Swarthmore Professor Timothy Burke, of Easily Distracted blog, has authored a couple of valuable posts for students. While Professor Burke most often posts about his area of expertise, Modern African History, he’s written some very insightful pieces for prospective and current College Students.

First is Beyond the Five-Paragraph Essay . Professor Burke navigates through the common mistakes young essay writers make. Awkward sentences, poor choice of tenses, overwriting, and confusion of source materials are just some of the mistakes he covers. In part 2 of his post, Burke offers suggestions and archetypes for writing better analytic essays. The post is very informative and simple at the same time. Taking a moment to read this post will definitely improve any student’s essay writing aptitude.

In, How to Read in College, Professor Burke proposes some great tips for mastering your reading workload.

"The first thing you should know about reading in college is that it bears little or no resemblance to the sort of reading you do for pleasure, or for your own edification.

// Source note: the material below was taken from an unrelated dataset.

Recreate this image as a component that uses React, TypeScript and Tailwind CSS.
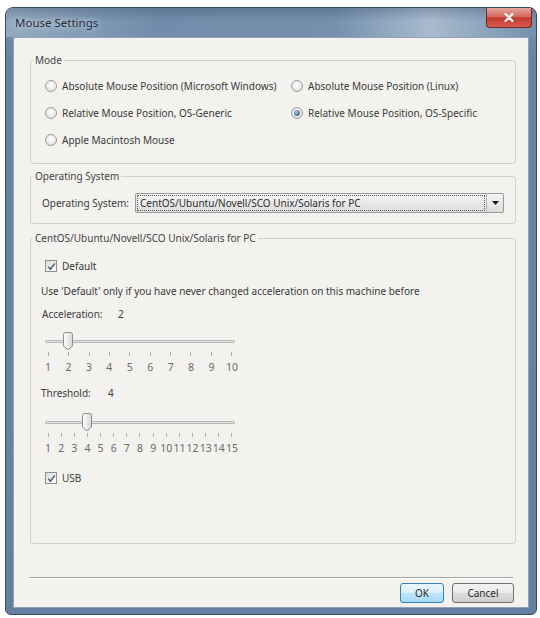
import React from "react";

function Radio({ checked, label }: { checked?: boolean; label: string }) {
  return (
    <div className="flex items-center h-[27px]">
      <span className="w-[12px] h-[12px] rounded-full border border-[#9c9c9c] bg-[radial-gradient(circle_at_50%_40%,#ffffff,#d9d9d9)] flex items-center justify-center shrink-0">
        {checked && (
          <span className="w-[6px] h-[6px] rounded-full bg-[radial-gradient(circle_at_40%_35%,#a9c4dd,#234770)]" />
        )}
      </span>
      <span className="ml-[5px] text-[#3a3a3a] whitespace-nowrap">{label}</span>
    </div>
  );
}

function Check({ label, className }: { label: string; className?: string }) {
  return (
    <div className={"flex items-center h-[14px] " + (className ?? "")}>
      <span className="w-[12px] h-[12px] border border-[#8f8f8f] bg-[linear-gradient(135deg,#dcdcdc,#ffffff)] flex items-center justify-center shrink-0">
        <svg width="9" height="9" viewBox="0 0 9 9">
          <path d="M1.3 4.6 L3.4 7.2 L7.8 1.4" stroke="#4a5c70" strokeWidth="1.5" fill="none" strokeLinejoin="round" />
        </svg>
      </span>
      <span className="ml-[5px] text-[#3a3a3a]">{label}</span>
    </div>
  );
}

function Slider({ min, max, value, className }: { min: number; max: number; value: number; className?: string }) {
  const W = 184;
  const nums: number[] = [];
  for (let i = min; i <= max; i++) nums.push(i);
  const pos = ((value - min) / (max - min)) * W;
  return (
    <div className={"ml-[17px] w-[184px] " + (className ?? "")}>
      <div className="relative h-[20px] pt-[9px]">
        <div className="ml-[-3px] w-[190px] h-[3px] border border-[#b7b7b7] bg-[#e4e4e4] rounded-[1px]" />
        <svg
          className="absolute top-[1px]"
          style={{ left: pos - 5 }}
          width="10"
          height="18"
          viewBox="0 0 10 18"
        >
          <defs>
            <linearGradient id={"tg" + max} x1="0" y1="0" x2="1" y2="0">
              <stop offset="0" stopColor="#ffffff" />
              <stop offset="1" stopColor="#d6d6d6" />
            </linearGradient>
          </defs>
          <path
            d="M0.5 2.5 Q0.5 0.5 2.5 0.5 H7.5 Q9.5 0.5 9.5 2.5 V13 Q9.5 14 8.5 15 L5.8 17.2 Q5 17.8 4.2 17.2 L1.5 15 Q0.5 14 0.5 13 Z"
            fill={"url(#tg" + max + ")"}
            stroke="#8c8c8c"
            strokeWidth="1"
          />
        </svg>
      </div>
      <div className="flex justify-between h-[4px] mt-[1px]">
        {nums.map((n) => (
          <span key={n} className="w-px h-[4px] bg-[#b0b0b0]" />
        ))}
      </div>
      <div className="flex justify-between h-[12px] mt-[5px]">
        {nums.map((n) => (
          <div key={n} className="w-0 flex justify-center">
            <span className="text-[10.5px] leading-[12px] text-[#6a6a6a] whitespace-nowrap">{n}</span>
          </div>
        ))}
      </div>
    </div>
  );
}

export default function App() {
  return (
    <div className="w-[540px] h-[618px] bg-white pt-[7px] pl-[5px] font-['Noto_Sans',sans-serif] text-[10px] leading-[14px]">
      <div className="w-[532px] h-[608px] rounded-t-[8px] rounded-b-[6px] border border-[#354a61] bg-[linear-gradient(to_bottom,#7893b0,#6884a4_8%,#6480a1)] flex flex-col">
        {/* Title bar */}
        <div className="h-[29px] flex items-start rounded-t-[7px] bg-[linear-gradient(to_bottom,rgba(30,50,80,0.25),rgba(255,255,255,0)_45%),linear-gradient(to_right,#93aac1,#728dab_28%,#7590ad_62%,#a8bbce_80%,#7590ad)] pl-[9px] pr-[4px]">
          <span className="mt-[8px] text-[11.5px] leading-[14px] text-[#1f2d3d] [text-shadow:0_0_6px_rgba(255,255,255,0.9)]">
            Mouse Settings
          </span>
          <div className="ml-auto w-[46px] h-[20px] rounded-b-[4px] border border-t-0 border-[#6e2a24] bg-[linear-gradient(to_bottom,#e6a79c,#d26a5d_45%,#c2392c_52%,#d85c4e)] flex items-center justify-center">
            <svg width="10" height="9" viewBox="0 0 10 9">
              <path d="M1.5 1 L8.5 8 M8.5 1 L1.5 8" stroke="#ffffff" strokeWidth="2.2" strokeLinecap="round" />
            </svg>
          </div>
        </div>

        {/* Content */}
        <div className="ml-[7px] mr-[7px] mb-[6px] flex-1 border border-[#8fa3b9] bg-[#f3f2ef] flex flex-col">
          {/* Mode */}
          <fieldset className="mt-[15px] ml-[16px] w-[486px] h-[111px] border border-[#d2d1cd] rounded-[3px]">
            <legend className="ml-[2px] px-[2px] text-[#444]">Mode</legend>
            <div className="mt-[5px] ml-[14px] grid grid-cols-[246px_1fr]">
              <Radio label="Absolute Mouse Position (Microsoft Windows)" />
              <Radio label="Absolute Mouse Position (Linux)" />
              <Radio label="Relative Mouse Position, OS-Generic" />
              <Radio checked label="Relative Mouse Position, OS-Specific" />
              <Radio label="Apple Macintosh Mouse" />
            </div>
          </fieldset>

          {/* Operating System */}
          <fieldset className="mt-[5px] ml-[16px] w-[486px] h-[55px] border border-[#d2d1cd] rounded-[3px]">
            <legend className="ml-[2px] px-[2px] text-[#444]">Operating System</legend>
            <div className="mt-[10px] ml-[11px] flex items-center h-[20px]">
              <span className="w-[93px] text-[#3a3a3a]">Operating System:</span>
              <div className="w-[369px] h-[20px] border border-[#9a9a9a] rounded-[2px] bg-[linear-gradient(to_bottom,#f4f4f4,#e9e9e9_50%,#dcdcdc)] flex">
                <div className="flex-1 m-[1px] border border-dotted border-[#5a5a5a] flex items-center pl-[2px] text-[#2e2e2e]">
                  CentOS/Ubuntu/Novell/SCO Unix/Solaris for PC
                </div>
                <div className="w-[17px] border-l border-[#b5b5b5] flex items-center justify-center">
                  <svg width="7" height="4" viewBox="0 0 7 4">
                    <path d="M0 0 H7 L3.5 4 Z" fill="#1b1b1b" />
                  </svg>
                </div>
              </div>
            </div>
          </fieldset>

          {/* CentOS group */}
          <fieldset className="mt-[7px] ml-[16px] w-[486px] h-[313px] border border-[#d2d1cd] rounded-[3px]">
            <legend className="ml-[2px] px-[2px] text-[#444]">CentOS/Ubuntu/Novell/SCO Unix/Solaris for PC</legend>
            <div className="flex flex-col">
              <Check label="Default" className="mt-[14px] ml-[14px]" />
              <div className="mt-[11px] ml-[10px] text-[#3a3a3a]">
                Use 'Default' only if you have never changed acceleration on this machine before
              </div>
              <div className="mt-[9px] ml-[11px] flex text-[#3a3a3a]">
                <span className="w-[76px]">Acceleration:</span>
                <span>2</span>
              </div>
              <Slider min={1} max={10} value={2} className="mt-[10px]" />
              <div className="mt-[13px] ml-[10px] flex text-[#3a3a3a]">
                <span className="w-[67px]">Threshold:</span>
                <span>4</span>
              </div>
              <Slider min={1} max={15} value={4} className="mt-[12px]" />
              <Check label="USB" className="mt-[17px] ml-[14px]" />
            </div>
          </fieldset>

          {/* Separator */}
          <div className="mt-[33px] ml-[15px] w-[484px] h-[2px] border-t border-[#a3a3a3] border-b border-b-white" />

          {/* Buttons */}
          <div className="mt-[4px] mr-[14px] flex justify-end gap-[8px]">
            <button className="w-[44px] h-[20px] rounded-[3px] border border-[#3c7fb1] bg-[linear-gradient(to_bottom,#eaf6fd,#d9f0fc_50%,#bee6fd_51%,#a7d9f5)] text-[#2a2a2a] text-[10px]">
              OK
            </button>
            <button className="w-[62px] h-[20px] rounded-[3px] border border-[#707070] bg-[linear-gradient(to_bottom,#f2f2f2,#ebebeb_50%,#dddddd_51%,#cfcfcf)] text-[#2a2a2a] text-[10px]">
              Cancel
            </button>
          </div>
        </div>
      </div>
    </div>
  );
}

Professors assign more than you can possibly read in any normal fashion.

We know it, at least most of us do. You have to make strategic decisions about what to read and how to read it. You’re reading for particular reasons: to get background on important issues, to illuminate some of the central issues in a single session of one course, to raise questions for discussion. That calls for a certain kind of smash-and-grab approach to reading. You can’t afford to dilly-dally and stop to smell the lilies."

Finally, for the soon-to-graduate College Senior or the recent College Grad, Professor Burke offers Should You Go to Graduate School? This post is a sort-of "Graduate School for Dummies," offering a behind-the-scenes peek at what Grad School is really like. Burke has an interesting take on the nature of learning in contemporary Graduate Schools.

"Graduate school is not about learning. If you learn things, it’s only because you’ve already internalized the habit of learning, only because you make the effort on your own and in concert with fellow graduate students…Graduate school is not education. It is socialization. It is about learning to behave, about mastering a rhetorical and discursive etiquette as mind-blowingly arcane as table manners at a state dinner in 19th Century Western Europe."

Update: I also want to reccommend Steve Pavlina’s 10 Tips for College Students . As usual Steve has some great advice, though I’m not sure I would take point #3 (take an extra class each semester) as a must.